**Excerpted data**.

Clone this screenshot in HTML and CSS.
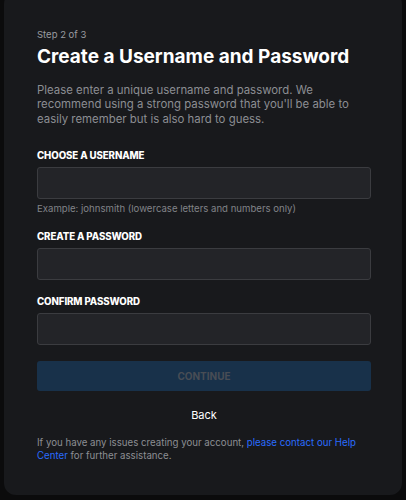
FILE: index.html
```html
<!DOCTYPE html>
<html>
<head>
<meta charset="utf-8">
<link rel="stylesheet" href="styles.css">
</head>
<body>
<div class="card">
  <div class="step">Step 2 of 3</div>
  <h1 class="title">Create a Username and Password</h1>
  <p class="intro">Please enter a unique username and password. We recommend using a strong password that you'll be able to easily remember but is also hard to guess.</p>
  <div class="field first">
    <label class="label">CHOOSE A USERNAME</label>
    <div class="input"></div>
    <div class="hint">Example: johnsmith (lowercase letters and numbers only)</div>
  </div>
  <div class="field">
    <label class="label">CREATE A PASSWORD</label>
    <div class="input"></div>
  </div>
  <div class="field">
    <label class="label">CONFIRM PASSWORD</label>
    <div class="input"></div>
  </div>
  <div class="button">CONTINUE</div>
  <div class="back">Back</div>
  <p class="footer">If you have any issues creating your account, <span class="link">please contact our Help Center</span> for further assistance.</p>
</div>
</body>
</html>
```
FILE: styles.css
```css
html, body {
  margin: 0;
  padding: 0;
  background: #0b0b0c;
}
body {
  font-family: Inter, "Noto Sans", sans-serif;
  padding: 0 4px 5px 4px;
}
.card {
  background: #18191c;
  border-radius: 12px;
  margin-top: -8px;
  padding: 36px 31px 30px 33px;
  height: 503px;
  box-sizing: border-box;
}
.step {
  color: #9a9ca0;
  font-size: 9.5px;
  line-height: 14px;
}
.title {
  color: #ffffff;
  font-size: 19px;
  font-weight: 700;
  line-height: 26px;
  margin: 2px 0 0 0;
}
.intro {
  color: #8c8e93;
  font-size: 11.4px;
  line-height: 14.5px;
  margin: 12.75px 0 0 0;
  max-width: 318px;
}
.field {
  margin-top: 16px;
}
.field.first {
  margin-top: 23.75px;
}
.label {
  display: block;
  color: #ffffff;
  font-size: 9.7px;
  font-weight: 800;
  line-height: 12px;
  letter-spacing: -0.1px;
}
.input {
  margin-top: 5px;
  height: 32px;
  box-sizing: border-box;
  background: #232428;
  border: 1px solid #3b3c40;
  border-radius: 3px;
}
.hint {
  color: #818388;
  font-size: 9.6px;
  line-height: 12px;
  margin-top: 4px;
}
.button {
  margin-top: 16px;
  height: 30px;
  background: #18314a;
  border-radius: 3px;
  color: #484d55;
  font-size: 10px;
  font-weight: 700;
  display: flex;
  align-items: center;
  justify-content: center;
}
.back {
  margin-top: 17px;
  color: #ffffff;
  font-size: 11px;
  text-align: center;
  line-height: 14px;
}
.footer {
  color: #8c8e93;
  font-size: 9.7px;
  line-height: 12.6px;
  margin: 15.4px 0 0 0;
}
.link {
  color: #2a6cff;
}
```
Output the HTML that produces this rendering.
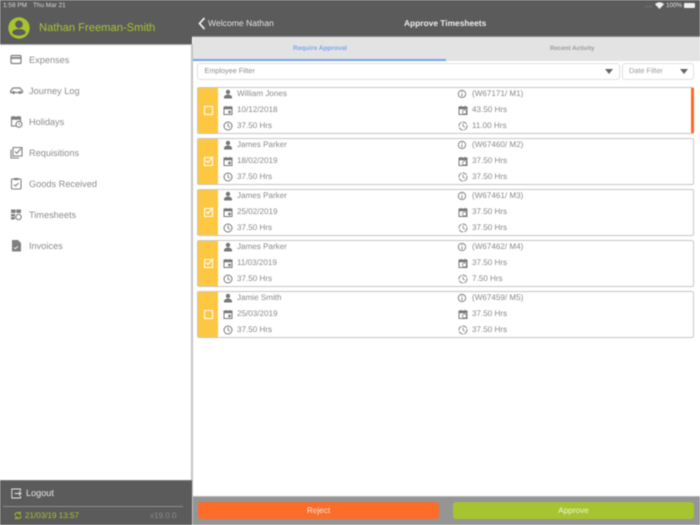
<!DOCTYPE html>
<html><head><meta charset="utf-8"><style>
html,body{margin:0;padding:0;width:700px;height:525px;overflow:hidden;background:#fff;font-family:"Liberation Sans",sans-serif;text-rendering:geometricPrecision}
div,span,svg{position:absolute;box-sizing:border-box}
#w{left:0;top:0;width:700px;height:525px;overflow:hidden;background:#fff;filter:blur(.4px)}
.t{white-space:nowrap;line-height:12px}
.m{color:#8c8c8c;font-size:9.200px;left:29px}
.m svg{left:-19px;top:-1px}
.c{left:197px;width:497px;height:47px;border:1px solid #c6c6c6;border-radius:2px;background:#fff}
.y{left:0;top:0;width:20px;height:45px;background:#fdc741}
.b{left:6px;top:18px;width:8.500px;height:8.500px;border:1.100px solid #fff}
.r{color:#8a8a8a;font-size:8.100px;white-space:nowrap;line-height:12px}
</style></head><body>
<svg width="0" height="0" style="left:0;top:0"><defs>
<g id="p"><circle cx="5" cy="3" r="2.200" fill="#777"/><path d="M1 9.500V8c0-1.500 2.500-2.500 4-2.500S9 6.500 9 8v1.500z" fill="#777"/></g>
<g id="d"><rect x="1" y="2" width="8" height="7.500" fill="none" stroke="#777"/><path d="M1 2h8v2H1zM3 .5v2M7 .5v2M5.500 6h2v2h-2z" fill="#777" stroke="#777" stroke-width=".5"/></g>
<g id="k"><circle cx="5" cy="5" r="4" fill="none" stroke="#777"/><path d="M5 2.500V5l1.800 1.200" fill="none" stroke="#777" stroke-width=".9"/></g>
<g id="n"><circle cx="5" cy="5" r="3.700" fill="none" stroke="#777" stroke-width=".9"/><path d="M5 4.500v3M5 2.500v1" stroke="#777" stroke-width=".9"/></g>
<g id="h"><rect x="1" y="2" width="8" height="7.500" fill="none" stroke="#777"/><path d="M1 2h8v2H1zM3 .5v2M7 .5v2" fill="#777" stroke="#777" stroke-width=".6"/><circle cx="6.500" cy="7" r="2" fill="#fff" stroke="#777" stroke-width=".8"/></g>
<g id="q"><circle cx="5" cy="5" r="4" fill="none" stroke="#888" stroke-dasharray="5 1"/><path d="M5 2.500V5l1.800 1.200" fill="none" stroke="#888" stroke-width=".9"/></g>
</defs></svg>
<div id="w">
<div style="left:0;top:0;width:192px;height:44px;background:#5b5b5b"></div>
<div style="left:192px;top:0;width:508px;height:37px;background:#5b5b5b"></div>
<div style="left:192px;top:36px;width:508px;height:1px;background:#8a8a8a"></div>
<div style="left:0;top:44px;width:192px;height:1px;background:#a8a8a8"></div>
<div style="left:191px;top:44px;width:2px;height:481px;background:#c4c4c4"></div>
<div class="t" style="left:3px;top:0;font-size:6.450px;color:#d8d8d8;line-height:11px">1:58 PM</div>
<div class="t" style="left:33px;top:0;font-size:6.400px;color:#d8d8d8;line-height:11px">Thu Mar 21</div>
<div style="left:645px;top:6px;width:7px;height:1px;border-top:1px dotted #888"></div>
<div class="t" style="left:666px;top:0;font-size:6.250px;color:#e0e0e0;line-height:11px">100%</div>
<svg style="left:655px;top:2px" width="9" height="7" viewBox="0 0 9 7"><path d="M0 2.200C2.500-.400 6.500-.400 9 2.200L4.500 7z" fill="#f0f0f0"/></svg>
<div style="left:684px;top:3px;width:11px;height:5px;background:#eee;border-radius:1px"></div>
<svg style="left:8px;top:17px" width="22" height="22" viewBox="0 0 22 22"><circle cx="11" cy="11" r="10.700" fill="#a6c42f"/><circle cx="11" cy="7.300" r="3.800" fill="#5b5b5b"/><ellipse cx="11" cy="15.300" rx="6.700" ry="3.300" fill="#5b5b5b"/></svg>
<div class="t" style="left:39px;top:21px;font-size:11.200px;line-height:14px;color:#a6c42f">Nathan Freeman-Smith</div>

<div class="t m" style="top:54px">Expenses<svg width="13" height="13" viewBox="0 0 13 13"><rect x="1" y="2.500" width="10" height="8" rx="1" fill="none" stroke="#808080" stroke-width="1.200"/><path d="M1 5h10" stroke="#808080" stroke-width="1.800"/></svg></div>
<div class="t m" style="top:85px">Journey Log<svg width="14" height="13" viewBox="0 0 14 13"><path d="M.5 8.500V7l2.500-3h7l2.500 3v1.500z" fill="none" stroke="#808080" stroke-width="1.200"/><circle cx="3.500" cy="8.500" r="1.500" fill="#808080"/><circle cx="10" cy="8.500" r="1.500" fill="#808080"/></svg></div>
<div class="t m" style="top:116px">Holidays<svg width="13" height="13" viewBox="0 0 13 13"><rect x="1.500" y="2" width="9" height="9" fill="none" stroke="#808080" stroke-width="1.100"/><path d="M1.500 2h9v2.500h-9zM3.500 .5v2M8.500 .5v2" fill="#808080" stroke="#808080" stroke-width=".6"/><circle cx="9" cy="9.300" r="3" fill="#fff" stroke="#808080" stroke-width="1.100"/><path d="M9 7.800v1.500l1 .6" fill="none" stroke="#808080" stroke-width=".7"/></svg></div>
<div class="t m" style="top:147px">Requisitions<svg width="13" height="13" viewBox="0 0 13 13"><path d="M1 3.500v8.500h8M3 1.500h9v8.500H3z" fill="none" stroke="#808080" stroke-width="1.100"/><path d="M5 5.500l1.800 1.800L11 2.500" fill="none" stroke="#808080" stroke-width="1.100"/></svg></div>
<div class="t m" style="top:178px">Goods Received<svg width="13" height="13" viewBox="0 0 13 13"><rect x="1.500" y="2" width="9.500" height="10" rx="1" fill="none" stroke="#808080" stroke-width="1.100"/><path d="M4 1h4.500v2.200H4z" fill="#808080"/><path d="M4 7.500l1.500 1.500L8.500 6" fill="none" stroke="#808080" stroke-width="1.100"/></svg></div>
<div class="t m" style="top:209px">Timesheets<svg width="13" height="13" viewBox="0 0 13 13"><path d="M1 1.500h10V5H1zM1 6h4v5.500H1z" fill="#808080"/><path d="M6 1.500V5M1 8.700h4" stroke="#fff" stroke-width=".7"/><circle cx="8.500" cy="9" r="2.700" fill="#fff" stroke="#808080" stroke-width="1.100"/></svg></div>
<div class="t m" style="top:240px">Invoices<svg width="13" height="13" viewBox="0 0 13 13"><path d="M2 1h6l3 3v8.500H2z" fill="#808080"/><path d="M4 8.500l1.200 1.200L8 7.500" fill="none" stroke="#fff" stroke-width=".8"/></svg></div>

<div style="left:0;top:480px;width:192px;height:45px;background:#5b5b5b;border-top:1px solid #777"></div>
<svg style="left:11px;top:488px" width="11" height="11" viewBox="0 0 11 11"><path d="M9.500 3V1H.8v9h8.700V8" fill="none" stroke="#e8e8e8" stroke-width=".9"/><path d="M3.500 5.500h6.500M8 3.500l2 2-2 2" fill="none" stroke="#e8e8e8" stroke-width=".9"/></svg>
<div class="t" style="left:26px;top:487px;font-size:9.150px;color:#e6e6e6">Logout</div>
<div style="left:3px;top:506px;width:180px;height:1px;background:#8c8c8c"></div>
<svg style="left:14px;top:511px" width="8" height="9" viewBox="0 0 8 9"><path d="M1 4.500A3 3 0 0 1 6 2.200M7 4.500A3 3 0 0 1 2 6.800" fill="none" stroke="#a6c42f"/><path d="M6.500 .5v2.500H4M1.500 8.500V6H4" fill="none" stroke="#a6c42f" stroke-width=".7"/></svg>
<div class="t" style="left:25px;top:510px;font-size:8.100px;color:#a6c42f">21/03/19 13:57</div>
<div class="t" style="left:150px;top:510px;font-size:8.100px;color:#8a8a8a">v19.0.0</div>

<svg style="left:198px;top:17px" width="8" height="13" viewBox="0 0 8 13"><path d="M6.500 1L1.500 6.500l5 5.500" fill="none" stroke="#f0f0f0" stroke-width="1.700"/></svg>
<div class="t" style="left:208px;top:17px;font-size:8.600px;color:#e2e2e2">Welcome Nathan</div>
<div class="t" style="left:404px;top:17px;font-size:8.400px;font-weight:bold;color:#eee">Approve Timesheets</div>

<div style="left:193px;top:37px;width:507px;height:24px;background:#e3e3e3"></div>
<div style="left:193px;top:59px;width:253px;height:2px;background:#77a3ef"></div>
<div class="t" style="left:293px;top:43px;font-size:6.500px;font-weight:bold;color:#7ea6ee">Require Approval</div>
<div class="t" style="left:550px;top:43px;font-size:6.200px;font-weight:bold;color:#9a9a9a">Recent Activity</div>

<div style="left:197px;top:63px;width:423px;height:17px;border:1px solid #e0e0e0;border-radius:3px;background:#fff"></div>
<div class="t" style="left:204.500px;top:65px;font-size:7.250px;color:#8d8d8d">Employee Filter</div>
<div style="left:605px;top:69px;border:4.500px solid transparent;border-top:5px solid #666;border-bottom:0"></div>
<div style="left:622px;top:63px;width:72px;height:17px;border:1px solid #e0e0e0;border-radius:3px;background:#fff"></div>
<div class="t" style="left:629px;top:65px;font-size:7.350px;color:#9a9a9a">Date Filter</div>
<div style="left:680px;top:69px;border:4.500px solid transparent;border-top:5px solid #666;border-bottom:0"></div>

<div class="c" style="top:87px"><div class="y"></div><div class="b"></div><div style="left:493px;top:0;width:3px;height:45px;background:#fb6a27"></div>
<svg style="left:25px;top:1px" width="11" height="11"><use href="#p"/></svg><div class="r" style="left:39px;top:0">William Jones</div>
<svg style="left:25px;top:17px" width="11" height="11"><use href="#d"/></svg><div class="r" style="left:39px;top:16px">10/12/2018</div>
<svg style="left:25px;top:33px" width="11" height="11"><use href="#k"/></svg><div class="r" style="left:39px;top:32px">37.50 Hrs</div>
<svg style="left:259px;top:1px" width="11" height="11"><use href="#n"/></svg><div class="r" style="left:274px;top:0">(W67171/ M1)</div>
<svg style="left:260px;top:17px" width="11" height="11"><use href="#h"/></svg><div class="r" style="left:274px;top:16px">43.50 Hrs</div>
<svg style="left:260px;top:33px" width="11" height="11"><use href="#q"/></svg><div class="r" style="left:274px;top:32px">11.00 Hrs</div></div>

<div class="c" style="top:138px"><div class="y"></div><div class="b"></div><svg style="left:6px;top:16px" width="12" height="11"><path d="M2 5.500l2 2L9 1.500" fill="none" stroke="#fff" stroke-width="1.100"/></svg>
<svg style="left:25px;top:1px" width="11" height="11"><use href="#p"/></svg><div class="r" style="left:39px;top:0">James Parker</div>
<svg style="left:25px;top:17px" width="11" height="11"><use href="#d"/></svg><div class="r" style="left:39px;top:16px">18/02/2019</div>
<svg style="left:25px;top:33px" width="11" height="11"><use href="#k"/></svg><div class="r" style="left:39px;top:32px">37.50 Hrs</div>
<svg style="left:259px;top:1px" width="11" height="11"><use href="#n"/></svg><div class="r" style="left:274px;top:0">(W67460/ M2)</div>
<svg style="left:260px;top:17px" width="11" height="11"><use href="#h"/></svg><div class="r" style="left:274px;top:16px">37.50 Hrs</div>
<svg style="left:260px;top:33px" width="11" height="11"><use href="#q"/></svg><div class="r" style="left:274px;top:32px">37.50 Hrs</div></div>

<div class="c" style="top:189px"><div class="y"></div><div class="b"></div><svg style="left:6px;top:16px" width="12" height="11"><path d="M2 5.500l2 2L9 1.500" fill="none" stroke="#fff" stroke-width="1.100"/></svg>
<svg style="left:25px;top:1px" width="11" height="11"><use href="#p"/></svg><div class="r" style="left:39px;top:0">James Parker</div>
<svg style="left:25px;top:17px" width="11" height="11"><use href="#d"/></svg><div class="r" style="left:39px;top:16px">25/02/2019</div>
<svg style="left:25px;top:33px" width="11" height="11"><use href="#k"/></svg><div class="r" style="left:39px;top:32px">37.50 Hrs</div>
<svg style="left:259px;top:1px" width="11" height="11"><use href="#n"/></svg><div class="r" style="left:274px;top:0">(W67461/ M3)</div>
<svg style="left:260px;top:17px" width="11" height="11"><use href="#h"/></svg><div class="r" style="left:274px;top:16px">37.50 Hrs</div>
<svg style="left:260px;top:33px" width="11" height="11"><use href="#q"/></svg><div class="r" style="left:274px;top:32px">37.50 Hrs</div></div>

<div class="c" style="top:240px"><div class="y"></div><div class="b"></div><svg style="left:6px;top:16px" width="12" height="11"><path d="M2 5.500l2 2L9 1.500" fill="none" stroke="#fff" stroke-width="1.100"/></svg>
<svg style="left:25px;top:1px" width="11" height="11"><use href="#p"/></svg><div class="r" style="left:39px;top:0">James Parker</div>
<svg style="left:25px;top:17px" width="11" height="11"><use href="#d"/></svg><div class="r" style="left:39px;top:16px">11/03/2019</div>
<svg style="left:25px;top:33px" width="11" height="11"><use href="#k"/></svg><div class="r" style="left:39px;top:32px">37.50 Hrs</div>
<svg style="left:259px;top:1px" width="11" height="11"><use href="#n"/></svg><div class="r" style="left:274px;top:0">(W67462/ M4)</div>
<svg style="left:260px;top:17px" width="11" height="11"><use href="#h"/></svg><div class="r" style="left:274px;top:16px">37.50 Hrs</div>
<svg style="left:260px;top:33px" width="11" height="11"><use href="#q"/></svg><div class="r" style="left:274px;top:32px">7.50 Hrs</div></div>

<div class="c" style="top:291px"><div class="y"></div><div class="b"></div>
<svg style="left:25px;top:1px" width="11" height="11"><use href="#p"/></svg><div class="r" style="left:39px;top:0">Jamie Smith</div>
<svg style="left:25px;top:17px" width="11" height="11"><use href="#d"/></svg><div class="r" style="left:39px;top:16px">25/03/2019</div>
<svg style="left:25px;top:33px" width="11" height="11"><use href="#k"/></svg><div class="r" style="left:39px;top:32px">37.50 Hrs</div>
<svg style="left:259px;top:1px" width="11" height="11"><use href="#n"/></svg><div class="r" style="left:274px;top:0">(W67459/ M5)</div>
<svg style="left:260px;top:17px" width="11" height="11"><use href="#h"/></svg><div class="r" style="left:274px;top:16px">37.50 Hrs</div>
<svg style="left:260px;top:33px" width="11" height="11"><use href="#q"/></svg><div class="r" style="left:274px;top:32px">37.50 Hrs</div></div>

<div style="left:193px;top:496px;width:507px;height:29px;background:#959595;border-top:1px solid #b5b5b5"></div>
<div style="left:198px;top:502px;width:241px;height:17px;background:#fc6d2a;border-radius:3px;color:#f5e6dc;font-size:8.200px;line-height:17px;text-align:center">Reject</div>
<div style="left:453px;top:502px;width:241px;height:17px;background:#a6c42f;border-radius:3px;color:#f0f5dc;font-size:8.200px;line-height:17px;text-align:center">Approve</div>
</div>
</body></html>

**Problem requirements**. Pick out the lines above containing the word "that", then copy them.

**Solution to this task**.
  <p class="intro">Please enter a unique username and password. We recommend using a strong password that you'll be able to easily remember but is also hard to guess.</p>
Output the HTML that produces this rendering.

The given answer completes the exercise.